Where you live or trade may significantly increase your chances of success of getting funding, particularly if your business is in an area defined as economically disadvantaged.  It is not unknown for businesses to set up in or move to an area where regional or local assistance is more readily available.

When looking for or considering grant options, four points generally apply.

  1. Nothing is free, typically you must be prepared to put in some of your own funds. It is extremely rare for a grant to finance the total cost of, say, a start-up or project, unless it is for a very small amount. Many grants require match funding i.e., you need to match the funding from the grant provider.

A grant does mean that you are not giving up part of the ownership of your business, as you would if you were seeking equity funding or repaying the money and interest as you would on bank borrowing.

  1. Grants are generally available for a specific project, for example development of a new product or job creation. Therefore, your application needs to meet the criteria for which the grant or support is being provided. Grants are not generally available for just starting a business.
  2. The grant scheme provider will have objectives, strategies or aims which the funding supports, for example helping with youth employment. Understand what the objectives or aims are when completing the application.
  3. You must have a business plan that explains what you require the funding for and which is tailored to the grant provider’s specific criteria and conditions.

A blanket application or plan is not going to work. On most occasions, your business plan will have to be entered into the provider’s prescribed application form.

Do not just think of grants and support as financial support. Other types of free support can come in many guises.  For example, when opening your business bank account you may be offered free bookkeeping software, and many local councils and chambers of commerce offer free training seminars on topics such as social media.

The type of product or service for which you are seeking funding supporting has a major impact on your chances of success. Key areas for which grants, and support are readily found are:


There are a wide range of schemes and support to encourage research and development, Innovate UK provides grants and support to help develop new products and services and put them in a position to be brought to market.


Funding is available to help UK businesses become greener as part of the government’s commitment to reach net zero emissions by 2050, with grants awarded to businesses investing in green technologies to increase energy efficiency or reduce carbon emissions.  More details can be found here. 


There is plenty of funding and support available to develop skills, including those of the business owner, as well as support for new employees where the business will be providing training and development.

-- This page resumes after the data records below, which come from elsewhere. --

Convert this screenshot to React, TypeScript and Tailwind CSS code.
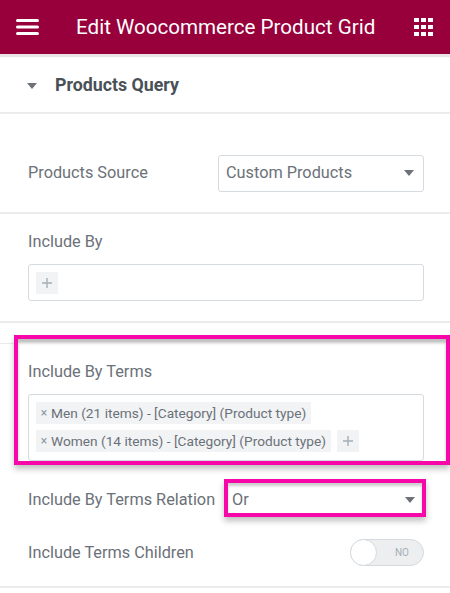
export default function App() {
  const F = { fontFamily: "Roboto, 'Liberation Sans', sans-serif" };
  const Caret = () => <span className="w-0 h-0 border-x-[5.5px] border-x-transparent border-t-[6px] border-t-[#6d7278]" />;
  const Tag = ({ t }: { t: string }) => (
    <span className="h-[22px] flex items-center bg-[#f1f3f5] pl-[3px] pr-[5px] text-[13.7px] text-[#6b7178] whitespace-nowrap">
      <span className="w-[10px] text-[12px] text-[#8f9aa3] mr-[2px] text-center">×</span>{t}
    </span>
  );
  const Plus = () => (
    <span className="w-[22px] h-[22px] bg-[#f1f3f5] flex items-center justify-center">
      <svg width="12" height="12" viewBox="0 0 12 12"><path d="M6 1v10M1 6h10" stroke="#a4afb7" strokeWidth="1.4" /></svg>
    </span>
  );
  return (
    <div style={F} className="relative w-[450px] h-[593px] overflow-hidden bg-white text-[#6b7178] flex flex-col">
      <header className="h-[54px] shrink-0 bg-[#98003c] shadow-[0_3px_1px_#e8e4e8] flex items-center text-white">
        <svg className="ml-[16px]" width="23" height="18" viewBox="0 0 23 18"><path d="M1.5 2.5h20M1.5 9h20M1.5 15.5h20" stroke="#fff" strokeWidth="3" strokeLinecap="round" /></svg>
        <div className="ml-[37px] w-[300px] text-[20.6px] leading-[27px] pt-[1px] font-normal whitespace-nowrap">Edit Woocommerce Product Grid</div>
        <div className="ml-[38px] grid grid-cols-3 gap-[2.5px]">
          {Array.from({ length: 9 }).map((_, i) => <span key={i} className="w-[4.5px] h-[4.5px] bg-white" />)}
        </div>
      </header>
      <section className="h-[60px] shrink-0 border-b-2 border-[#e9ebed] flex items-center pl-[27px] pt-[5px]">
        <Caret />
        <span className="ml-[18px] text-[17.8px] font-bold text-[#495157]">Products Query</span>
      </section>
      <section className="h-[100px] shrink-0 border-b-2 border-[#e9ebed] flex items-center justify-between pl-[28px] pr-[26px] pt-[20px]">
        <span className="text-[16.3px] pt-[1px]">Products Source</span>
        <div className="w-[206px] h-[37px] border border-[#d5dadf] rounded-[3px] flex items-center justify-between pl-[7px] pr-[9px]">
          <span className="text-[16.3px] pt-[1px]">Custom Products</span>
          <Caret />
        </div>
      </section>
      <section className="h-[109px] shrink-0 border-b-2 border-[#e9ebed] pl-[28px] pr-[26px] pt-[16px]">
        <div className="text-[16.3px] leading-[24px]">Include By</div>
        <div className="mt-[10px] h-[37px] border border-[#d5dadf] rounded-[3px] flex items-center pl-[7px]"><Plus /></div>
      </section>
      <section className="h-[142px] shrink-0 pl-[28px] pr-[26px] pt-[37px]">
        <div className="text-[16.3px] leading-[24px]">Include By Terms</div>
        <div className="mt-[10px] h-[67px] border border-[#d5dadf] rounded-[3px] pl-[7px] pt-[7px] flex flex-col gap-[6px]">
          <div className="flex"><Tag t="Men (21 items) - [Category] (Product type)" /></div>
          <div className="flex gap-[6px]"><Tag t="Women (14 items) - [Category] (Product type)" /><Plus /></div>
        </div>
      </section>
      <section className="h-[39px] shrink-0 flex items-center justify-between pl-[28px] pr-[26px] mt-[14px] pt-[3px]">
        <span className="text-[16.3px] whitespace-nowrap">Include By Terms Relation</span>
        <div className="w-[192px] flex items-center justify-between pr-[9px]">
          <span className="text-[16.3px]">Or</span>
          <Caret />
        </div>
      </section>
      <section className="h-[33px] shrink-0 flex items-center justify-between pl-[28px] pr-[26px] mt-[18px]">
        <span className="text-[16.3px] pt-[2px]">Include Terms Children</span>
        <div className="relative w-[74px] h-[27px] rounded-full bg-[#eceeef] border border-[#d5dadf] flex items-center justify-end pr-[14px]">
          <span className="text-[10px] text-[#a4afb7]">NO</span>
          <span className="absolute -left-px -top-px w-[27px] h-[27px] rounded-full bg-white border border-[#d5dadf]" />
        </div>
      </section>
      <div className="mt-[17px] border-b-2 border-[#e9ebed]" />

      <div className="absolute left-0 top-[343px] w-[16px] h-px bg-[#e9ebed]" />
      <div className="absolute left-[14px] top-[335px] w-[436px] h-[130px] border-[4px] border-[#f706a8] shadow-[0_4px_6px_rgba(0,0,0,0.25),inset_0_4px_3px_rgba(0,0,0,0.25)]" />
      <div className="absolute left-[224px] top-[479px] w-[202px] h-[38px] border-[4px] border-[#f706a8] shadow-[0_4px_6px_rgba(0,0,0,0.25),inset_0_3px_3px_rgba(0,0,0,0.2)]" />
    </div>
  );
}
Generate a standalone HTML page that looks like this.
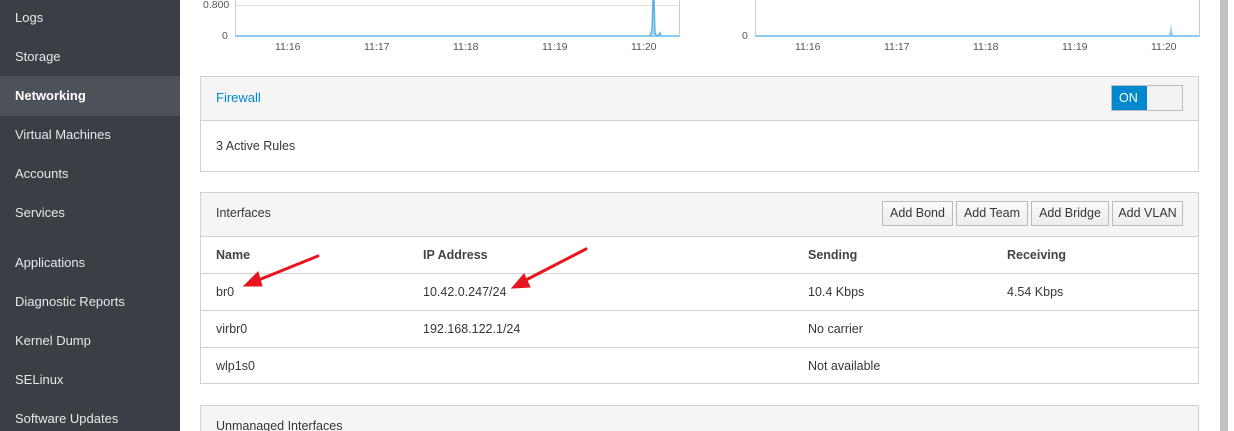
<!DOCTYPE html>
<html><head><style>
*{margin:0;padding:0;box-sizing:border-box}
html,body{width:1234px;height:431px;overflow:hidden}
body{background:#fff;font-family:"Liberation Sans",sans-serif;font-size:12.5px;color:#363636;position:relative}
.a{position:absolute;white-space:nowrap}
.sb{left:0;top:0;width:180px;height:431px;background:#393f44}
.si{left:15px;color:#e8e8e8;font-size:13px}
.panel{position:absolute;left:200px;width:999px;border:1px solid #d1d1d1;background:#fff}
.hd{background:#f5f5f5;border-bottom:1px solid #d1d1d1}
.btn{position:absolute;top:201px;height:25px;border:1px solid #bbb;background:linear-gradient(#fafafa,#ededed);font-size:12.5px;line-height:23px;text-align:center;color:#363636}
.rl{position:absolute;left:201px;width:997px;height:1px;background:#d1d1d1}
.ax{font-size:10.5px;color:#555}
.th{font-weight:bold;color:#444}
</style></head><body>
<div class="a sb"></div>
<div class="a" style="left:0;top:76px;width:180px;height:40px;background:#4d5258"></div>
<div class="a si" style="top:10px">Logs</div>
<div class="a si" style="top:49px">Storage</div>
<div class="a si" style="top:88px;color:#fff;font-weight:bold">Networking</div>
<div class="a si" style="top:127px">Virtual Machines</div>
<div class="a si" style="top:166px">Accounts</div>
<div class="a si" style="top:205px">Services</div>
<div class="a si" style="top:255px">Applications</div>
<div class="a si" style="top:294px">Diagnostic Reports</div>
<div class="a si" style="top:333px">Kernel Dump</div>
<div class="a si" style="top:372px">SELinux</div>
<div class="a si" style="top:411px">Software Updates</div>

<div class="a" style="left:235px;top:0;width:445px;height:37px;border-left:1px solid #ccc;border-right:1px solid #ccc;border-bottom:2px solid #8ccbf0"></div>
<div class="a" style="left:235px;top:5px;width:445px;height:1px;background:#ddd"></div>
<div class="a ax" style="left:203px;top:-1px">0.800</div>
<div class="a ax" style="left:222px;top:30px">0</div>
<svg class="a" style="left:640px;top:0" width="40" height="37"><path d="M10 36 L12 30 L13 0 L14 0 L15 34 L18 36 L20 33 L21 36" stroke="#5ab3e6" stroke-width="1.5" fill="#a9d8f3"/></svg>
<div class="a" style="left:755px;top:0;width:445px;height:37px;border-left:1px solid #ccc;border-right:1px solid #ccc;border-bottom:2px solid #8ccbf0"></div>
<div class="a ax" style="left:742px;top:30px">0</div>
<svg class="a" style="left:1160px;top:18px" width="20" height="19"><path d="M8 19 L10 14 L11 5 L12 14 L14 19Z" fill="#8ccbf0"/></svg>
<div class="a ax" style="left:275px;top:41px">11:16</div><div class="a ax" style="left:364px;top:41px">11:17</div><div class="a ax" style="left:453px;top:41px">11:18</div><div class="a ax" style="left:542px;top:41px">11:19</div><div class="a ax" style="left:631px;top:41px">11:20</div>
<div class="a ax" style="left:795px;top:41px">11:16</div><div class="a ax" style="left:884px;top:41px">11:17</div><div class="a ax" style="left:973px;top:41px">11:18</div><div class="a ax" style="left:1062px;top:41px">11:19</div><div class="a ax" style="left:1151px;top:41px">11:20</div>

<div class="panel" style="top:76px;height:96px"><div class="hd" style="height:44px"></div></div>
<div class="a" style="left:216px;top:90px;color:#0088ce;font-size:13px">Firewall</div>
<div class="a" style="left:1111px;top:85px;width:72px;height:26px;border:1px solid #bbb;background:#f2f2f2"></div>
<div class="a" style="left:1112px;top:86px;width:35px;height:24px;background:#0088ce;color:#fff;font-size:12.5px;line-height:24px;padding-left:7px">ON</div>
<div class="a" style="left:216px;top:139px">3 Active Rules</div>

<div class="panel" style="top:192px;height:192px"><div class="hd" style="height:44px"></div></div>
<div class="a" style="left:216px;top:206px">Interfaces</div>
<div class="btn" style="left:882px;width:71px">Add Bond</div>
<div class="btn" style="left:956px;width:72px">Add Team</div>
<div class="btn" style="left:1031px;width:78px">Add Bridge</div>
<div class="btn" style="left:1112px;width:71px">Add VLAN</div>
<div class="a th" style="left:216px;top:248px">Name</div>
<div class="a th" style="left:423px;top:248px">IP Address</div>
<div class="a th" style="left:808px;top:248px">Sending</div>
<div class="a th" style="left:1007px;top:248px">Receiving</div>
<div class="rl" style="top:273px"></div><div class="rl" style="top:310px"></div><div class="rl" style="top:347px"></div>
<div class="a" style="left:216px;top:285px">br0</div><div class="a" style="left:423px;top:285px">10.42.0.247/24</div><div class="a" style="left:808px;top:285px">10.4 Kbps</div><div class="a" style="left:1007px;top:285px">4.54 Kbps</div>
<div class="a" style="left:216px;top:322px">virbr0</div><div class="a" style="left:423px;top:322px">192.168.122.1/24</div><div class="a" style="left:808px;top:322px">No carrier</div>
<div class="a" style="left:216px;top:359px">wlp1s0</div><div class="a" style="left:808px;top:359px">Not available</div>

<div class="panel" style="top:405px;height:30px"><div class="hd" style="height:30px"></div></div>
<div class="a" style="left:216px;top:419px">Unmanaged Interfaces</div>

<svg class="a" style="left:0;top:0" width="1234" height="431">
<g stroke="#e8141e" stroke-width="3" fill="#e8141e" stroke-linecap="round">
<line x1="318" y1="256" x2="256" y2="281"/><path d="M244 286 L258 272 L262 286Z" stroke-width="1"/>
<line x1="586" y1="249" x2="524" y2="281"/><path d="M512 288 L524 274 L530 287Z" stroke-width="1"/>
</g></svg>

<div class="a" style="left:1210px;top:0;width:24px;height:431px;background:#fff"></div>
<div class="a" style="left:1220px;top:0;width:8px;height:431px;background:#c1c1c1"></div>
</body></html>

For example, the National Apprenticeship Service provides advice and support on starting a subsidised apprenticeship.  Alternatively, it could mean taking on an intern from the local university for the summer with the university providing match funding to pay the student’s salary.


Politicians’ emphasis on exports driving the economic recovery have led to considerable support and assistance for businesses looking to export the goods they manufacture. UK Trade & Investment provide funding and subsidised advice and services to help business export their products.

In addition to using the Government’s grant website search tool link above, a recent local grant opportunity we have become aware of is:

  • Businesses from across the West of England are invited to pitch innovative projects for a share of £2million funding, which will advance technologies and improve audience experience in the crea-tive sector.

  • Businesses and social enterprises that incorporated after April 2020 are invited to apply for grants of up to £1,000 from Forest of Dean District Council. The next round of applications for start-up grants closes on June 30, 2022. With subsequent rounds throughout the year closing August 31, October 31, December 30 and February 28.  Grant funding is offered on a match funding basis, so to apply for the full £1,000 grant award a business will need to be investing at least £1,000 of their own funding to qualify.

Business grants are notoriously hard to come by, but there is assistance out there if you know where to look. Hopefully you will be one of the successful ones. Good luck!